» **EXERCISE MATERIALS**

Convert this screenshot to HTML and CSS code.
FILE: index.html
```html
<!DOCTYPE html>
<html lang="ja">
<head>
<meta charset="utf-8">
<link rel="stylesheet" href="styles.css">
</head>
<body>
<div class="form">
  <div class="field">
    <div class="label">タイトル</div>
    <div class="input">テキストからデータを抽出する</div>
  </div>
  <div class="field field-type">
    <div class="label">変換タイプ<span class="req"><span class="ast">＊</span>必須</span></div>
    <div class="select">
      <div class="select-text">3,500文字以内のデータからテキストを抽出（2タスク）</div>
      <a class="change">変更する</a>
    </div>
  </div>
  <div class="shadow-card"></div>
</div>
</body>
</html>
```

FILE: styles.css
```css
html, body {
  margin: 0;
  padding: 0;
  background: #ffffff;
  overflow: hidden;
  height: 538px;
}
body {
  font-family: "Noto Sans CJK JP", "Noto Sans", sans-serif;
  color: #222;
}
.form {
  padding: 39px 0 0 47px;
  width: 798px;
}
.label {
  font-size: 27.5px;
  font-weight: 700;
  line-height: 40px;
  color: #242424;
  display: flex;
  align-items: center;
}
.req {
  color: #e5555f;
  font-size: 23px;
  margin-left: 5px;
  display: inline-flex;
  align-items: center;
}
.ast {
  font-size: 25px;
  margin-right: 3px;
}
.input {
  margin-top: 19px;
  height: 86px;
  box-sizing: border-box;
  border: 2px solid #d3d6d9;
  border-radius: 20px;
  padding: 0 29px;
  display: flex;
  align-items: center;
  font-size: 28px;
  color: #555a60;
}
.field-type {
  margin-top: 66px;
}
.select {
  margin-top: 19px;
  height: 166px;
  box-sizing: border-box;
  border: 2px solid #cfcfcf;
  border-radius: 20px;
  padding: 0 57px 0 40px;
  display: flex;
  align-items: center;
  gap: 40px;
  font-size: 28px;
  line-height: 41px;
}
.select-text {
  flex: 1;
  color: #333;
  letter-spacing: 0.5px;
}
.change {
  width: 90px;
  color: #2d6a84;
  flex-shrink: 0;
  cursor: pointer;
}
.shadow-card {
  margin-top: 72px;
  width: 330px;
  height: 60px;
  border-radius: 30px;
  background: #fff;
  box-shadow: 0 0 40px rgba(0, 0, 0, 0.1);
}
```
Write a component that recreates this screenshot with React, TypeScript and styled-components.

» **WHAT TO DO**
Locate all lines in the listing above with the word "screenshot". Copy them.

» **SOLUTION TO THIS EXERCISE**
Convert this screenshot to HTML and CSS code.
Write a component that recreates this screenshot with React, TypeScript and styled-components.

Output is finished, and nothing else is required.